• GIVEN INSTRUCTION: Check every line below for the word "screenshot" and show those that hold it.
= = = = =
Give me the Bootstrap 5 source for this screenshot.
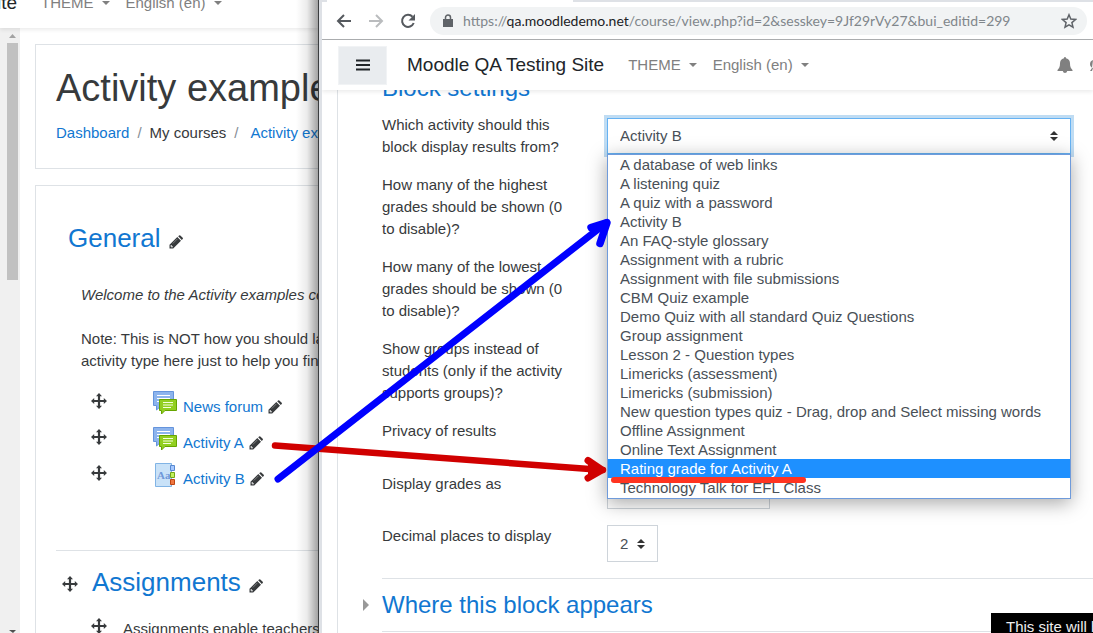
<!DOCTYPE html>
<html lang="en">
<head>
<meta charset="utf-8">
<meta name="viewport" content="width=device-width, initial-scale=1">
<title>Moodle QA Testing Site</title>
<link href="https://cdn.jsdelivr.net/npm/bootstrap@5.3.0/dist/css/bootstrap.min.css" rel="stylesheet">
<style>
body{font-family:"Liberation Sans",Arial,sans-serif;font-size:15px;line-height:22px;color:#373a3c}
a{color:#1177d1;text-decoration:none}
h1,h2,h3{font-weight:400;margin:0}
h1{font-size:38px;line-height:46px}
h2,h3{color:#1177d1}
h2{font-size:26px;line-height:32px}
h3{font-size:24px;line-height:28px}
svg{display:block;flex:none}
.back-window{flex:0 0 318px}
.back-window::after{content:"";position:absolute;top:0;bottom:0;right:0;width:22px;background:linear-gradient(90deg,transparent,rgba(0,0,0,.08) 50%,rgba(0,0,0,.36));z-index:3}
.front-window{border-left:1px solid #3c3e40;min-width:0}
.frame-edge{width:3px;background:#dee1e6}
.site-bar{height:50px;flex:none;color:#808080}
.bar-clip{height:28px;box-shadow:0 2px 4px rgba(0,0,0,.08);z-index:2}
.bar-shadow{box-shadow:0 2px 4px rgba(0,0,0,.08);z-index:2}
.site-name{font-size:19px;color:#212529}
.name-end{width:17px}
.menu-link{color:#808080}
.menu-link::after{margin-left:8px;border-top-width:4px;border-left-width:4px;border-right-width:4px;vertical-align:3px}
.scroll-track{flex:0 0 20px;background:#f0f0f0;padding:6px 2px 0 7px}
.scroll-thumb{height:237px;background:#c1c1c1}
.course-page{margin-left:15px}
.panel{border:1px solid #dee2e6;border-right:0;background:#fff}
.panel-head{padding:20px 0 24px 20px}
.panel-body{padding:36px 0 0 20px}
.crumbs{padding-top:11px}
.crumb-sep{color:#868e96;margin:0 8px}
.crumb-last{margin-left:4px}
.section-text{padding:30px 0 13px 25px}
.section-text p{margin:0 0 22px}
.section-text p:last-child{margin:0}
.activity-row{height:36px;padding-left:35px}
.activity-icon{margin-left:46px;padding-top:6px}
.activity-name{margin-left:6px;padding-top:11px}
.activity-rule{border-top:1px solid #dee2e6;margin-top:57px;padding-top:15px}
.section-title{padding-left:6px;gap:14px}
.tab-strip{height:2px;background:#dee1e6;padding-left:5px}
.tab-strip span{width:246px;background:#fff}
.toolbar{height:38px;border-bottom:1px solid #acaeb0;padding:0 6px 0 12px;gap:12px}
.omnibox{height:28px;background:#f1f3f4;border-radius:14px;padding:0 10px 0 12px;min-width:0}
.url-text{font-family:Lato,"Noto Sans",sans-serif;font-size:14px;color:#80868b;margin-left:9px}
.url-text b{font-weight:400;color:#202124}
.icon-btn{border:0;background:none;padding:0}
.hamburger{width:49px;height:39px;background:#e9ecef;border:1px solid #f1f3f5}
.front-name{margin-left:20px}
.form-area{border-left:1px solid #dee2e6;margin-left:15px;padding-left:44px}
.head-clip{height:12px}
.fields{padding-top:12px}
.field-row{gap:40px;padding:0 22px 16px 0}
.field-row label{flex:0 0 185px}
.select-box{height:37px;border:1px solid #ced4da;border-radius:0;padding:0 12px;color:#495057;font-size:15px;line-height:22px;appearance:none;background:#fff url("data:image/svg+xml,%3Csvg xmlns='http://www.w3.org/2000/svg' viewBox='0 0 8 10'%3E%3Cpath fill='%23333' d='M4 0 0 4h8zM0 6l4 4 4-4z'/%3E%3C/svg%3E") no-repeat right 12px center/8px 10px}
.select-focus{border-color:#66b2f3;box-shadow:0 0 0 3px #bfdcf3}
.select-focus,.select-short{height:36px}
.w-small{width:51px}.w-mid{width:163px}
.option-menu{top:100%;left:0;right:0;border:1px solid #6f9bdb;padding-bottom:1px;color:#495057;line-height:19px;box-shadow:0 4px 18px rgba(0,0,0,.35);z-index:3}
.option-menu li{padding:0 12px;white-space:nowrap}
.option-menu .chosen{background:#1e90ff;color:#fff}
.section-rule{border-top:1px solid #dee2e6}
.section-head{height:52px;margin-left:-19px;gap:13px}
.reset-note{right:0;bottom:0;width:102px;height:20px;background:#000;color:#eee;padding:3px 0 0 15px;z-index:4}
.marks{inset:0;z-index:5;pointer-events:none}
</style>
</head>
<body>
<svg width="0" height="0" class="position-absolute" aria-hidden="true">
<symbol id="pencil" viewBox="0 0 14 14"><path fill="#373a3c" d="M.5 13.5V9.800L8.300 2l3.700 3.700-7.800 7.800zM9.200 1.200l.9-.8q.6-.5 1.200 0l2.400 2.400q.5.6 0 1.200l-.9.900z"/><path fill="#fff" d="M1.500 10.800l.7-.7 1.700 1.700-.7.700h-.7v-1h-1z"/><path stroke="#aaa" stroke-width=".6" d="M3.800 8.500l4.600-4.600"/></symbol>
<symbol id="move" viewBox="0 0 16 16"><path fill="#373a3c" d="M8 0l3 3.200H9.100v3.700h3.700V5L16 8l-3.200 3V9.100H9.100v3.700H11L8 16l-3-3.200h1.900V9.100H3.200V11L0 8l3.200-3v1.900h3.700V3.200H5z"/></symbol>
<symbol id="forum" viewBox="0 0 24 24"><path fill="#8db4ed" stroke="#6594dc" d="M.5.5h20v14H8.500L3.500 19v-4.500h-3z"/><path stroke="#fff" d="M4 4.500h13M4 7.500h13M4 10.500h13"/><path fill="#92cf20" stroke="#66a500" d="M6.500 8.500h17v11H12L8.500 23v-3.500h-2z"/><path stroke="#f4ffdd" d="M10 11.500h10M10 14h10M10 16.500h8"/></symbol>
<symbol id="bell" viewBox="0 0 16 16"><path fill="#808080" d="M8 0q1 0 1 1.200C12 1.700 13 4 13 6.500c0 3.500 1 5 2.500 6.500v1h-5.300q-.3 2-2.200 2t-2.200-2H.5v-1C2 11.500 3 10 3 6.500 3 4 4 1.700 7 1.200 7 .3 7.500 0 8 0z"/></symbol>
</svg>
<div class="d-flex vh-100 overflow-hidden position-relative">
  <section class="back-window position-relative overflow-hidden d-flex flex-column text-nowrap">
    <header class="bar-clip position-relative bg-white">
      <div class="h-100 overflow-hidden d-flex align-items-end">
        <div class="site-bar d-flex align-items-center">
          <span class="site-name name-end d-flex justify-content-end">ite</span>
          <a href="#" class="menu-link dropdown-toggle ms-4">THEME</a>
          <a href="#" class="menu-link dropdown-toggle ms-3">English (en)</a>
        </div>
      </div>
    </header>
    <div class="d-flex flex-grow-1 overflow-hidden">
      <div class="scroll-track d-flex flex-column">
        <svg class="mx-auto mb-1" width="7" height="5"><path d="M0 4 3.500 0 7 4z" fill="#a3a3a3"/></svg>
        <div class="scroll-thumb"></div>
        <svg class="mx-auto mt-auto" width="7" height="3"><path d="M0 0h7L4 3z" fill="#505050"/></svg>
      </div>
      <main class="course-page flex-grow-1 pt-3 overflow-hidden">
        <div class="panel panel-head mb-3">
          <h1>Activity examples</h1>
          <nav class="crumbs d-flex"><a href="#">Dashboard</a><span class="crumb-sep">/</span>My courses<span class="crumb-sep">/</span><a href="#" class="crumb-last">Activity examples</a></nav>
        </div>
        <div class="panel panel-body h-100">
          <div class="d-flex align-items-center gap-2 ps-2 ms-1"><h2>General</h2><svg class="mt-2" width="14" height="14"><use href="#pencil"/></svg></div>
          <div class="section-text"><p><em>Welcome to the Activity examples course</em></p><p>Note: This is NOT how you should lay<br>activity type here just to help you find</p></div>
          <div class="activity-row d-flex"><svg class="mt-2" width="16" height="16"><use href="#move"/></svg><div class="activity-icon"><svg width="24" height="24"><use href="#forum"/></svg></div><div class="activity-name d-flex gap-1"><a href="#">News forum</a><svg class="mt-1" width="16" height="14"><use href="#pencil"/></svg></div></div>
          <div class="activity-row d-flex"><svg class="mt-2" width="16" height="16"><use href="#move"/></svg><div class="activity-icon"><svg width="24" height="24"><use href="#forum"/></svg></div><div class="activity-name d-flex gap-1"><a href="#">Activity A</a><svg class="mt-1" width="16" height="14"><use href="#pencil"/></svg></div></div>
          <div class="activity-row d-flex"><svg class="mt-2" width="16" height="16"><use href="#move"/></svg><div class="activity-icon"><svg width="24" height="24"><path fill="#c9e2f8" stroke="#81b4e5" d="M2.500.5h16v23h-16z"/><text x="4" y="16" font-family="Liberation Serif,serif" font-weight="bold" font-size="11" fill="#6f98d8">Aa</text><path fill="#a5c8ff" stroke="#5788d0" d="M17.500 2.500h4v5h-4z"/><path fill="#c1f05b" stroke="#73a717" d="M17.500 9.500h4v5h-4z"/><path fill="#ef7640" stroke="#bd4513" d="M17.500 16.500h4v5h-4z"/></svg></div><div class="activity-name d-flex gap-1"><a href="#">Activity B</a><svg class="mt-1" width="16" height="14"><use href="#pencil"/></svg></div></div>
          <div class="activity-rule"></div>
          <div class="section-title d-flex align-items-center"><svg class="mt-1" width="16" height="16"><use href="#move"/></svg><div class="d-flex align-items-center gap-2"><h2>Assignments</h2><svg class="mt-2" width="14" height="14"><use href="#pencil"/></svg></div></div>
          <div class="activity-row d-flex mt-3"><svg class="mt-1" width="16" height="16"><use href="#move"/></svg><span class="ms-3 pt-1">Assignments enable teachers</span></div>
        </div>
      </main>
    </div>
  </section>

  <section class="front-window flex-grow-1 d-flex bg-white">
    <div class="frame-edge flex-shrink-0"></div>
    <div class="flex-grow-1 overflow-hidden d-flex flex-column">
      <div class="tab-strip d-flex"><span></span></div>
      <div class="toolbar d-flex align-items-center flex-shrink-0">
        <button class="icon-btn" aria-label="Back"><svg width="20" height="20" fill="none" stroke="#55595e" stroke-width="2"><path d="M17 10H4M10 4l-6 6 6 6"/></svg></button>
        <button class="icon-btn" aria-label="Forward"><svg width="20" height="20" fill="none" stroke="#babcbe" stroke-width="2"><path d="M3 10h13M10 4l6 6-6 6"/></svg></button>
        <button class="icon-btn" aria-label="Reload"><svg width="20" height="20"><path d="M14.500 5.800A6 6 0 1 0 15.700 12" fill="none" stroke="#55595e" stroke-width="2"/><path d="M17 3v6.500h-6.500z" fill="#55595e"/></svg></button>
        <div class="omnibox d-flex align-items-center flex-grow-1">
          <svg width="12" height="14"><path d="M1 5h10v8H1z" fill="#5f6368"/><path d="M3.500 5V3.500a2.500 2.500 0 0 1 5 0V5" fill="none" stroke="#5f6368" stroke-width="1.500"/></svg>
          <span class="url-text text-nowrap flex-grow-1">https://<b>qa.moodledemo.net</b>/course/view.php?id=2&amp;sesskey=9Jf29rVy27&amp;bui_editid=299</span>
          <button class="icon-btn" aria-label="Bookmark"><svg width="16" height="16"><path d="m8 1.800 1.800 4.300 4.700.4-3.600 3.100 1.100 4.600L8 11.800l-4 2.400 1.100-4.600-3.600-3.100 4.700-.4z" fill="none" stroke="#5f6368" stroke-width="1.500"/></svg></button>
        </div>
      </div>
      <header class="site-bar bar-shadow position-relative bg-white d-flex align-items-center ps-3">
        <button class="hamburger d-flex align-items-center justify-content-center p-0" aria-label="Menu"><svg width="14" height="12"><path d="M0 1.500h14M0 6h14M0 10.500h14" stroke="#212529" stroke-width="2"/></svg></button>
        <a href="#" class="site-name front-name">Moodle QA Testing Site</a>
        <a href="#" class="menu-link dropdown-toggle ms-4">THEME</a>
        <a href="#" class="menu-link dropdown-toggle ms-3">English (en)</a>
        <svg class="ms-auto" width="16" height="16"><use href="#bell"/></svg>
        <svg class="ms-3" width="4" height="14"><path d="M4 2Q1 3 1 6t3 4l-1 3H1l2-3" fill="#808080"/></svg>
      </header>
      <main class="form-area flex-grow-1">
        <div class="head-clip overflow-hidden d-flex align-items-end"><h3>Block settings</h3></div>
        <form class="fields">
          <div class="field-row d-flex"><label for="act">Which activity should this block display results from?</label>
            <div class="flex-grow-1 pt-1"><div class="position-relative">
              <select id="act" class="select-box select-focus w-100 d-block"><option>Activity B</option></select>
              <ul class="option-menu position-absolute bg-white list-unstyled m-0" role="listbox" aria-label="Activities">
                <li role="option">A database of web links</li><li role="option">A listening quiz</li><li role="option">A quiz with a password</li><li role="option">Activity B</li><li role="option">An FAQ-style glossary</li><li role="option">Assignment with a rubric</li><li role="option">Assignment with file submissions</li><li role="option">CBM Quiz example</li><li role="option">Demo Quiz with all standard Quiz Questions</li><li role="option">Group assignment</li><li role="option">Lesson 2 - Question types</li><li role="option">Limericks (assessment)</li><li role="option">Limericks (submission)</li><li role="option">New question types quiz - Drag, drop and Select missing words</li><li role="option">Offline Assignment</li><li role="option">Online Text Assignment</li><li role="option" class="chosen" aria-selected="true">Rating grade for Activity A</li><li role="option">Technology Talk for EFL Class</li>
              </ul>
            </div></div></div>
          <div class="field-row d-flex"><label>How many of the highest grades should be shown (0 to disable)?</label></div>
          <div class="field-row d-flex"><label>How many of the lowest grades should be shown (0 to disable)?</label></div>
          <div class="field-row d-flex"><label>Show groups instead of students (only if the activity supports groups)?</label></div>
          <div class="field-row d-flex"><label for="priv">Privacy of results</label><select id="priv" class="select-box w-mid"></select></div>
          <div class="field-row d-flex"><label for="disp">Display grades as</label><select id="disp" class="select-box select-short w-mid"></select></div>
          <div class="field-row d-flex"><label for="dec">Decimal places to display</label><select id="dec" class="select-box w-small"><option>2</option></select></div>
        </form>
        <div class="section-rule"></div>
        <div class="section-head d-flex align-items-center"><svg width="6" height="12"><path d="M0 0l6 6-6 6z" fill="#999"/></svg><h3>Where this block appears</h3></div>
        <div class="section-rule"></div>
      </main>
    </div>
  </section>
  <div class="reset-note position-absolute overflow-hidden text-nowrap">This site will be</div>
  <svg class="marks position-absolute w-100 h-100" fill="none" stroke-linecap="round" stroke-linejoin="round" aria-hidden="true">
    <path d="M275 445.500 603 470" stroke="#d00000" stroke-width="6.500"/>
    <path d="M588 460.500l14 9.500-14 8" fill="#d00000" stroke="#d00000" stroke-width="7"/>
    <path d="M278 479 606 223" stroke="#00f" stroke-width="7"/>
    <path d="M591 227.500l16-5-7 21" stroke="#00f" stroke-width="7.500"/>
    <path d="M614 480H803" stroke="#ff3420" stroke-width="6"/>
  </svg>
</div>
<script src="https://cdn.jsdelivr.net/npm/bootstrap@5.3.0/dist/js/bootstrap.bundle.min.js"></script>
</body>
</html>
= = = = =
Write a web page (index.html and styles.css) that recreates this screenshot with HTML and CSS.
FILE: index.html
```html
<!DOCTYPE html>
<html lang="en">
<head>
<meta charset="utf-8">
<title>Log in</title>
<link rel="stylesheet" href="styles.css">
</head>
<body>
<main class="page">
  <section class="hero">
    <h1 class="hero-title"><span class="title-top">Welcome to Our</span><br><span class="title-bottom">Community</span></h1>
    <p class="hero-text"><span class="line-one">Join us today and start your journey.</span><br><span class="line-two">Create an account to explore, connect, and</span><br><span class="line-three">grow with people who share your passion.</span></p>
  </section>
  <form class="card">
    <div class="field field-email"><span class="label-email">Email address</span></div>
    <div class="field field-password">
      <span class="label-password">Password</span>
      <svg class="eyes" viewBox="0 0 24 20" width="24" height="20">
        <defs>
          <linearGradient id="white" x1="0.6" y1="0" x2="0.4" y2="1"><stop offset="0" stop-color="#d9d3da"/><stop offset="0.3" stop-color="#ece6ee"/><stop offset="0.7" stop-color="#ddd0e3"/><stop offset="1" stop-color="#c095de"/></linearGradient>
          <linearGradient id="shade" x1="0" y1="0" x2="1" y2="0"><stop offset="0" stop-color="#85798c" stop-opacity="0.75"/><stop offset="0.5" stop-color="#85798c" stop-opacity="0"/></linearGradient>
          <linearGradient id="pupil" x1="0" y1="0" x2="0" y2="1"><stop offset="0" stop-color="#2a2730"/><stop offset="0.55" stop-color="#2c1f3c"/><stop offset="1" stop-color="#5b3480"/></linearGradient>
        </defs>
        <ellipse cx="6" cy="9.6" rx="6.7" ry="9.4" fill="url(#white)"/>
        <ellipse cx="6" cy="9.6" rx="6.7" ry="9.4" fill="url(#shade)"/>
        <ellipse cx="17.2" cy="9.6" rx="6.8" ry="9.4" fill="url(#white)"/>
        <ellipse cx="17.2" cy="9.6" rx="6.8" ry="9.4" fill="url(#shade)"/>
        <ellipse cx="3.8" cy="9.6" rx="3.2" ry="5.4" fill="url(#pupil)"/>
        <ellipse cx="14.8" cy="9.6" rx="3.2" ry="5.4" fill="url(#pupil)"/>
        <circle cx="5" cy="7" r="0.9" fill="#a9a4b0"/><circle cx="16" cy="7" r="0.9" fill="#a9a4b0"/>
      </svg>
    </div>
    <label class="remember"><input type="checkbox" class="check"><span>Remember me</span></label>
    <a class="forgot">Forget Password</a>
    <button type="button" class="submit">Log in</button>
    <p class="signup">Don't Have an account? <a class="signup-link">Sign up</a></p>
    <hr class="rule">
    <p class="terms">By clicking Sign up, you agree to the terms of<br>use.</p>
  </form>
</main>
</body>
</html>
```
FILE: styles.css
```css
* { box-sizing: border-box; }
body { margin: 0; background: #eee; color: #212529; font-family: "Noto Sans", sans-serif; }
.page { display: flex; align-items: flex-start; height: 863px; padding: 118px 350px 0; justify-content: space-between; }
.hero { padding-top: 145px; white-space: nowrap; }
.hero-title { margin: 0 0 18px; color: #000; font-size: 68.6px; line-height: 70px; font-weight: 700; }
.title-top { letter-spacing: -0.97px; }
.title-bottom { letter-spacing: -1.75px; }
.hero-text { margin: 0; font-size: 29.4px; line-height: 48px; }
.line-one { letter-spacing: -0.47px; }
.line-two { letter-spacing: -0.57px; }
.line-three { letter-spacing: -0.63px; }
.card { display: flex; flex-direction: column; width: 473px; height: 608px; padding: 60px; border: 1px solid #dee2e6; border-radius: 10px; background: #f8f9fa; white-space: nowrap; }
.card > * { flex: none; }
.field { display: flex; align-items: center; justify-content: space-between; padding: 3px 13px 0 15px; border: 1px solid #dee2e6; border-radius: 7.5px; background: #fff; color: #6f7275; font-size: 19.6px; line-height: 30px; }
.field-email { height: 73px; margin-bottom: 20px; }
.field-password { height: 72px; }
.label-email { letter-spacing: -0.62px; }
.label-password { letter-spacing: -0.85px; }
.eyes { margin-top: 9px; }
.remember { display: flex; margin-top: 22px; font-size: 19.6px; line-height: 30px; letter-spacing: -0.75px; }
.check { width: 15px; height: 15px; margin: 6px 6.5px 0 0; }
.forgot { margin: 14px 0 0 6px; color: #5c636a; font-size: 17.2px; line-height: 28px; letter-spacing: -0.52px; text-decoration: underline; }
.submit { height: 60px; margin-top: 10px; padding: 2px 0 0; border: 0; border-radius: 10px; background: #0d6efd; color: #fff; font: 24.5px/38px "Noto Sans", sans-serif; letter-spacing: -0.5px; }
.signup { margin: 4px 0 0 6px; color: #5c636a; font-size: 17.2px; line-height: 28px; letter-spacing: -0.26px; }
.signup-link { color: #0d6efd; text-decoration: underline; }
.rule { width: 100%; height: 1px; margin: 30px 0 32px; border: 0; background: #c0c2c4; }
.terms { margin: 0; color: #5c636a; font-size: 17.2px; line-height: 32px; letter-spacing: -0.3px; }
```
= = = = =
• TASK RESULT:
Give me the Bootstrap 5 source for this screenshot.
Write a web page (index.html and styles.css) that recreates this screenshot with HTML and CSS.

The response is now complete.